Of course, bankers know that they are not supposed to give loans to irresponsible people just as governments know that they are not supposed to spend* on worthless projects. Yet they do it anyway because it brings high profits for themselves in the guise of helping the people.
The same thing happened during the Latin American debt crisis where huge amounts of onerous debts were given to dictators who never really could pay them back. The Greek debt crisis is similar to the Latin American debt crisis.
Smith would simply throw away such corrupt policies:
Such regulations may be considered a violation of natural liberty. But those exertions of the natural liberty of a few individuals which might endanger the security of the whole society, should be restrained by the laws of all governments. The Simple Wealth of Nations, Book 2
Based on the chart below, Greece’s government spending, as a percentage of GDP, has been high since 2004 and highest in 2009, higher than Spain or Ireland (except for 2010).
In short, Greece’s monetary problem, sparked by the 2008 Credit Crunch, exposed its fiscal problem: that its government was spending non-productively and unsustainably while banks kept on feeding it. This in turn is likely due to Greece seeing EU membership as its ticket to riches:
Austerity and high taxes are mercantile solutions which work well for businesses but not for society. If a business is in trouble, it can simply lay off or remove excess workers. But if a society or family is in trouble, it cannot remove its citizens or family members by forcing them to go overseas or to die from disease or suicide.
Instead, society or family members naturally share the burden for the sake of the well-being of the collective, something that would not make sense among competing businesses.

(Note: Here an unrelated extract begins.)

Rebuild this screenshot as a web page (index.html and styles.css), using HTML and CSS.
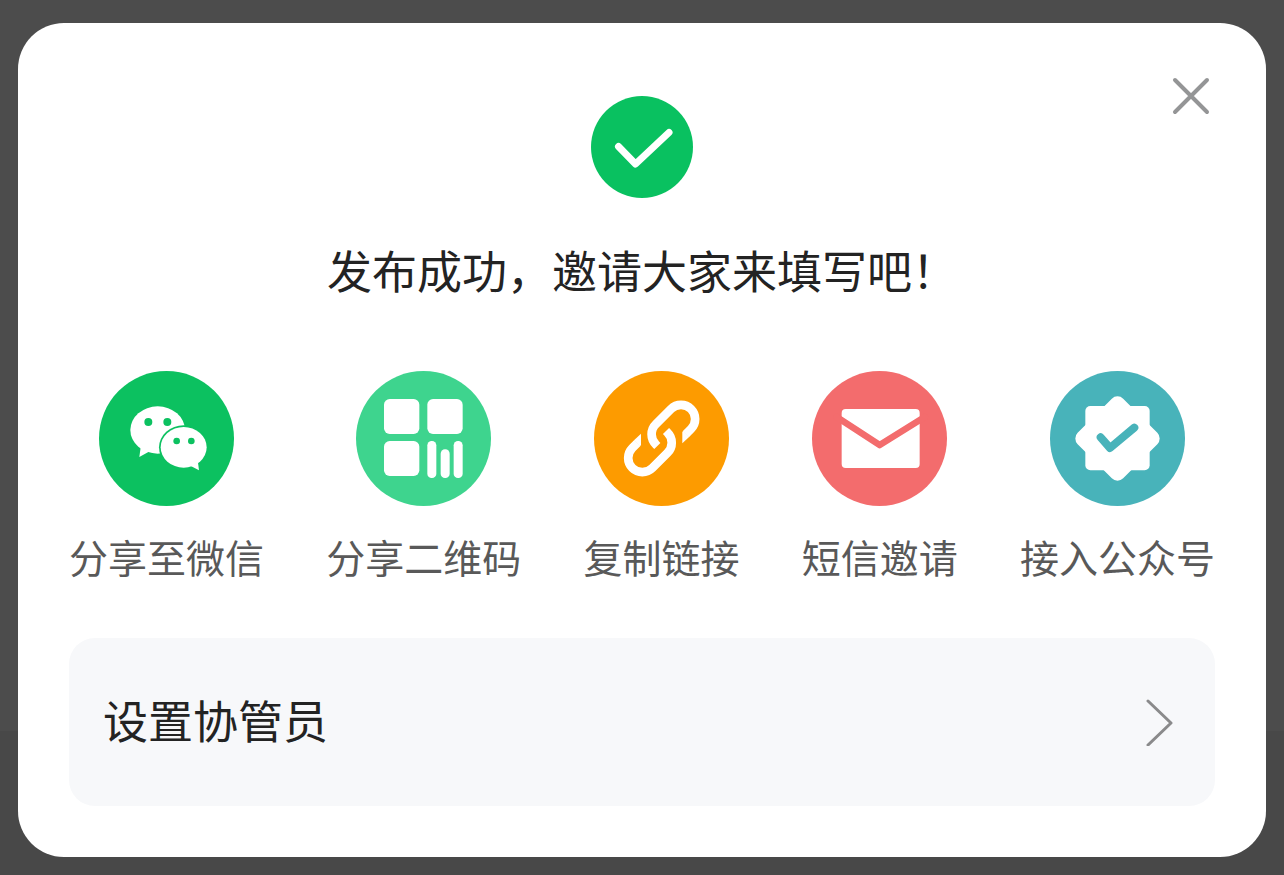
FILE: index.html
```html
<!DOCTYPE html>
<html lang="zh-CN">

<head>
    <meta charset="UTF-8">
    <meta name="viewport" content="width=device-width, initial-scale=1.0">
    <title>发布成功</title>
    <link rel="stylesheet" href="styles.css">
</head>

<body>

    <main class="dialog">
        <button type="button" class="close-btn" aria-label="关闭">
            <svg viewBox="0 0 44 44">
                <path d="M6 6L38 38M38 6L6 38" />
            </svg>
        </button>

        <svg class="success-icon" viewBox="0 0 102 102">
            <circle cx="51" cy="51" r="51" />
            <path d="M27.5 50.5L44.5 68L78 36.5" />
        </svg>
        <h1 class="title">发布成功，邀请大家来填写吧！</h1>

        <div class="share-list">
            <button type="button" class="share-item">
                <svg class="share-icon wechat" viewBox="27 33 405 405">
                    <path class="white" d="M153 255L148 291L182 272Z" />
                    <ellipse class="white" cx="203" cy="210" rx="82" ry="71" />
                    <circle class="hole" cx="175" cy="186" r="12" />
                    <circle class="hole" cx="232" cy="186" r="12" />
                    <ellipse class="hole" cx="281" cy="262" rx="74" ry="66" />
                    <path class="white" d="M298 316L327 331L323 300Z" />
                    <ellipse class="white" cx="281" cy="262" rx="69" ry="61" />
                    <circle class="hole" cx="260" cy="243" r="10" />
                    <circle class="hole" cx="304" cy="243" r="10" />
                </svg>
                <span>分享至微信</span>
            </button>
            <button type="button" class="share-item">
                <svg class="share-icon qrcode" viewBox="33 33 405 405">
                    <rect class="white" x="117" y="117" width="106" height="105" rx="17" />
                    <rect class="white" x="247" y="117" width="106" height="105" rx="17" />
                    <rect class="white" x="117" y="243" width="106" height="105" rx="17" />
                    <rect class="white" x="247" y="243" width="27" height="111" rx="13" />
                    <rect class="white" x="287" y="268" width="27" height="86" rx="13" />
                    <rect class="white" x="326" y="243" width="27" height="111" rx="13" />
                </svg>
                <span>分享二维码</span>
            </button>
            <button type="button" class="share-item">
                <svg class="share-icon link" viewBox="36 33 405 405">
                    <g>
                        <path class="line" d="M312 222L327 207A42 42 0 0 0 267 147L222 192A43 43 0 0 0 222 254L226 258" />
                        <path class="white" d="M301 216L304 212L322 230L301 250Z" />
                    </g>
                    <g transform="rotate(180 239 235.5)">
                        <path class="line" d="M312 222L327 207A42 42 0 0 0 267 147L222 192A43 43 0 0 0 222 254L226 258" />
                        <path class="white" d="M301 216L304 212L322 230L301 250Z" />
                    </g>
                </svg>
                <span>复制链接</span>
            </button>
            <button type="button" class="share-item">
                <svg class="share-icon sms" viewBox="36 33 405 405">
                    <rect class="white" x="125" y="147" width="234" height="177" rx="12" />
                    <path class="fold" d="M110 171L239 255L374 171" />
                </svg>
                <span>短信邀请</span>
            </button>
            <button type="button" class="share-item">
                <svg class="share-icon account" viewBox="36 33 405 405">
                    <rect class="white" x="142" y="138" width="193" height="193" rx="15" />
                    <rect class="white" x="142" y="139" width="193" height="193" rx="24" transform="rotate(45 238.5 235.5)" />
                    <path class="tick" d="M188 232L216 264L289 203" />
                </svg>
                <span>接入公众号</span>
            </button>
        </div>

        <button type="button" class="setting-row">
            <span>设置协管员</span>
            <svg class="arrow" viewBox="0 0 28 48">
                <path d="M3 3L26 25L3 47" />
            </svg>
        </button>
    </main>

</body>

</html>
```
FILE: styles.css
```css
* {
    box-sizing: border-box;
}

body {
    margin: 0;
    padding: 23px 18px 18px;
    min-height: 100vh;
    font-family: "Noto Sans CJK SC", sans-serif;
    background: linear-gradient(#4c4c4c 731px, #484848 731px);
}

button {
    margin: 0;
    padding: 0;
    border: none;
    background: none;
    font-family: inherit;
    cursor: pointer;
}

svg {
    display: block;
    fill: none;
    stroke-linecap: round;
    stroke-linejoin: round;
}

.dialog {
    position: relative;
    padding: 73px 51px 51px;
    border-radius: 46px;
    background: #fff;
}

.close-btn {
    position: absolute;
    top: 51px;
    right: 53px;
    width: 44px;
    height: 44px;
}

.close-btn path {
    stroke: #949596;
    stroke-width: 4;
}

.success-icon {
    width: 102px;
    height: 102px;
    margin: 0 auto;
}

.success-icon circle {
    fill: #09c160;
}

.success-icon path {
    stroke: #fff;
    stroke-width: 7;
}

.title {
    margin: 40px 0 69px;
    font-size: 45px;
    font-weight: 400;
    line-height: 64px;
    text-align: center;
    color: #232323;
}

.share-list {
    display: flex;
    justify-content: space-between;
}

.share-item {
    display: flex;
    flex-direction: column;
    align-items: center;
    gap: 22px;
    font-size: 39px;
    line-height: 56px;
    white-space: nowrap;
    color: #595959;
}

.share-icon {
    width: 135px;
    height: 135px;
    border-radius: 50%;
}

.white {
    fill: #fff;
}

.wechat {
    background: #0cc160;
}

.hole {
    fill: #0cc160;
}

.qrcode {
    background: #3ed48e;
}

.link {
    background: #fd9b00;
}

.line {
    stroke: #fff;
    stroke-width: 26;
    stroke-linecap: butt;
}

.sms {
    background: #f36c6d;
}

.fold {
    stroke: #f36c6d;
    stroke-width: 20;
}

.account {
    background: #48b3ba;
}

.tick {
    stroke: #48b3ba;
    stroke-width: 24;
}

.setting-row {
    display: flex;
    align-items: center;
    justify-content: space-between;
    width: 100%;
    margin-top: 54px;
    padding: 50px 42px 54px 34px;
    border-radius: 26px;
    background: #f7f8fa;
    font-size: 45px;
    line-height: 64px;
    color: #232323;
}

.arrow {
    width: 28px;
    height: 48px;
    margin-top: 4px;
}

.arrow path {
    stroke: #8a8a8b;
    stroke-width: 3;
}
```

The Solution: Pool Clearing
The natural response to the shortage of money is to pay in kind. Instead of raising taxes, the EU can set up a clearing fund in France and Germany where French and German importers of Greek products can pay into. Part of the proceeds can then go directly to the creditor banks. France and Germany can then encourage their people to import more Greek items in order to give liquidity to their own banking systems.
Likewise, Greece will set up a clearing fund for its EU imports, so that the Greek Euros can go directly to pay the debt. In this way, the debt will be paid by the Greeks paying for EU imports into their clearing fund and by EU citizens paying for Greek products into theirs. The debt is paid by enticing production and trade instead of austerity and increased taxation.
In effect, the clearing funds unify the EU states into a barter union to offset the problems of their monetary union. This keeps individual member states independent and able to state their own fiscal policies without needing a fiscal union*.
*A fiscal union is a mercantile solution similar to a corporation buying its suppliers and customer-companies in order to vertically integrate for greater efficiency. It would be a sort of imperialism among nations.
Pool Clearing for Services
As Greece is a country for tourism and hospitality, we can extend pool clearing to Greek services to pay off the debt faster.
- EU citizens can deposit Euros into their nation’s sub-clearing fund aimed for Greek tourism
- They can use their deposit to book hotels and prepay services
- Part of the payment will go directly to the creditor bank
- The EU can encourage its citizens to avail of Greek tourism and deposit into the fund to pay off the debt faster
To further raise tourism revenue and make it regular, the EU could make Greece a permanent Olypmics or sporting competition site for Europe so that the spending for the 2004 Olympics would not go to waste. This would make sense since Greece was the original birthplace of both ancient (Olympia) and modern olympics (Athens, 1859).